Recently, Hurricane Sandy swept away Jersey Shore and much of the U.S.A. Northeast coast causing $85 billion in damages.
Some leaders reacted to the crisis immediately and took charge of the multiple areas of need. Others waited.
Compare and Contrast
Each response came from how they evaluated the situation. Immediate action to rescue those caught unprepared was the response of some. Others were visionaries to find supportive avenues that would be required for the devastation and aftermath.
In the first case the leaders jumped into immediate action.
These were the doers.
In the second case the leaders considered the future implications of what to do next.
These were the thinkers.
Leadership has multiple responses. In the first case, the doers used their acquired skills to help those in need from the tumult of Hurricane Sandy because they had been sufficiently trained.
Their confidence and ability allowed them to reach out and take immediate action. Many feel the ability to react is the only part for leadership.
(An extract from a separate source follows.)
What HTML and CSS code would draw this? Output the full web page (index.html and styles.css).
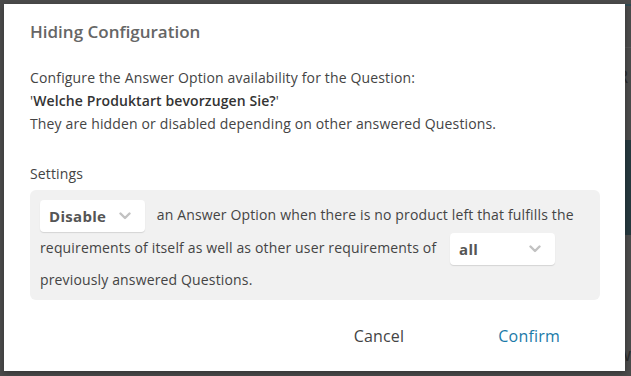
FILE: index.html
```html
<!DOCTYPE html>
<html lang="en">
<head>
    <meta charset="UTF-8">
    <meta name="viewport" content="width=device-width, initial-scale=1.0">
    <title>Hiding Configuration</title>
    <link rel="stylesheet" href="styles.css">
</head>
<body>
    <div class="backdrop">
        <div class="page-side">
            <div class="side-rule"></div>
            <span class="side-letter side-r">R</span>
            <div class="side-teal"></div>
            <span class="side-letter side-n">r</span>
            <span class="side-letter side-w">w</span>
        </div>
    </div>

    <div class="modal">
        <h1 class="modal-title">Hiding Configuration</h1>

        <div class="modal-body">
            <p class="intro">
                Configure the Answer Option availability for the Question:<br>
                '<strong>Welche Produktart bevorzugen Sie?</strong>'<br>
                They are hidden or disabled depending on other answered Questions.
            </p>

            <div class="settings-label">Settings</div>
            <div class="settings-box">
                <p class="settings-text">
                    <span class="dropdown dropdown-mode">
                        <span class="dropdown-value">Disable</span>
                        <svg class="chevron" viewBox="0 0 12 8" width="12" height="8"><path d="M1.5 1.5 L6 6 L10.5 1.5" fill="none" stroke="currentColor" stroke-width="2.4" stroke-linecap="round" stroke-linejoin="round"/></svg>
                    </span>
                    an Answer Option when there is no product left that fulfills the
                    requirements of itself as well as other user requirements of
                    <span class="dropdown dropdown-scope">
                        <span class="dropdown-value">all</span>
                        <svg class="chevron" viewBox="0 0 12 8" width="12" height="8"><path d="M1.5 1.5 L6 6 L10.5 1.5" fill="none" stroke="currentColor" stroke-width="2.4" stroke-linecap="round" stroke-linejoin="round"/></svg>
                    </span>
                    previously answered Questions.
                </p>
            </div>
        </div>

        <div class="modal-footer">
            <button class="btn btn-cancel">Cancel</button>
            <button class="btn btn-confirm">Confirm</button>
        </div>
    </div>
</body>
</html>
```

FILE: styles.css
```css
html, body {
    margin: 0;
    height: 100%;
}

body {
    font-family: 'Open Sans', 'Liberation Sans', sans-serif;
    background-color: #4b4b4b;
    position: relative;
    overflow: hidden;
}

/* page content dimmed behind the modal */
.backdrop {
    height: 100%;
    display: flex;
    justify-content: flex-end;
}

.page-side {
    width: 12px;
    position: relative;
    border-top: 2px solid #2f4a52;
    margin-top: 4px;
}

.side-rule {
    height: 1px;
    background-color: #555;
    margin-top: 41px;
}

.side-teal {
    height: 95px;
    background-color: #26393f;
    margin-top: 92px;
}

.side-letter {
    position: absolute;
    left: -2px;
    color: #2a2a2a;
    font-size: 18px;
}

.side-r { top: 58px; }
.side-n { top: 236px; }
.side-w { top: 336px; }

/* modal */
.modal {
    position: absolute;
    top: 4px;
    left: 4px;
    width: 621px;
    height: 367px;
    background-color: #fff;
    box-shadow: 0 2px 6px rgba(0, 0, 0, 0.3);
    box-sizing: border-box;
    padding: 0 25px 0 26px;
    display: flex;
    flex-direction: column;
}

.modal-title {
    margin: 16px 0 0;
    font-size: 17px;
    font-weight: 600;
    color: #666;
    line-height: 24px;
}

.modal-body {
    margin-top: 22px;
}

.intro {
    margin: 0;
    font-size: 14px;
    line-height: 23px;
    letter-spacing: 0.15px;
    color: #444;
}

.intro strong {
    font-weight: 600;
    color: #333;
    letter-spacing: 0.1px;
}

.settings-label {
    margin-top: 29px;
    font-size: 14px;
    line-height: 20px;
    letter-spacing: 0.15px;
    color: #444;
}

.settings-box {
    margin-top: 6px;
    background-color: #f1f1f1;
    border-radius: 6px;
    padding: 10px 10px 6px;
}

.settings-text {
    margin: 0;
    font-size: 14px;
    line-height: 28px;
    letter-spacing: 0.15px;
    color: #444;
}

.dropdown {
    display: inline-flex;
    align-items: center;
    justify-content: space-between;
    box-sizing: border-box;
    width: 105px;
    height: 32px;
    padding: 0 14px 0 9px;
    background-color: #fff;
    border-radius: 4px;
    box-shadow: 0 1px 1px rgba(0, 0, 0, 0.12);
    vertical-align: middle;
    line-height: 32px;
    letter-spacing: 0.3px;
}

.dropdown-mode {
    margin-right: 8px;
}

.dropdown-scope {
    margin: 1px 0 1px 10px;
}

.dropdown-value {
    font-weight: 700;
    font-size: 15px;
    color: #555;
}

.chevron {
    color: #c2c2c2;
}

.modal-footer {
    margin-top: auto;
    margin-bottom: 18px;
    display: flex;
    justify-content: flex-end;
}

.btn {
    font-family: inherit;
    font-size: 16px;
    letter-spacing: 0.2px;
    background: none;
    border: none;
    padding: 6px 22px;
    cursor: pointer;
}

.btn-cancel {
    color: #444;
    margin-right: 50px;
}

.btn-confirm {
    color: #1b7aa8;
    padding-right: 40px;
}
```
However, as revealed in the second case, visionary leadership evaluated future impacts.
>>> So this begs the question: How does one improve their leadership skills in the midst of a climate system?
Leading the Future
Hurricane Sandy will have Future Impacts
New questions arise for the leadership along the East Coast and for those who lost much.
Getting serious questions:
- How to rebuild?
- What is worth the investments?
- How to help so many?
- How long will the difficulties encountered last?
- What resources are available?
- Where to go?
- Will this get better?
Getting serious answers:
To answer this, leadership skills need improvement in the midst of climate systems. So, what does that mean? First,
- Identify today’s problem, tomorrows and five years from now.
- Express what the most significant people concerns, such as what is the safest…
- Outline available resources, potential resources and future resources …
Leading Right Now
Every day smaller problems are successfully solved. For example, a student attending first day of class notes that the laptop is difficult to carry on the bus ride home.
This problem is not going to last in the future so the workarounds are not drastic.
Going to a store to look at other carrying bags seems like a good resolution. This future leader has identified and responded to his needs assessment. In the same way, a needs assessment is necessary to account for the future of those hit by Hurricane Sandy.
To see with certainty a good leader will prepare for the worst case scenario.
Finding Solutions – It Takes a Plan
If you want to know if you are really able to make good decisions in a devastating situation ask yourself a few questions like these:
- How well did you handle the little hiccups like the student carrying his laptop?
- Have you a plan of action; what about the future?
- What steps are missing to getting your plan on paper and into action?
I share effective tools to help prepare for crisis in my management programs to support leaders who want proactive in their strategic plans.
Q: So then, what is the best use of the $85 billion estimated for the cleanup of Hurricane Sandy?
A: Please post your comment below. I would love to hear your thoughts!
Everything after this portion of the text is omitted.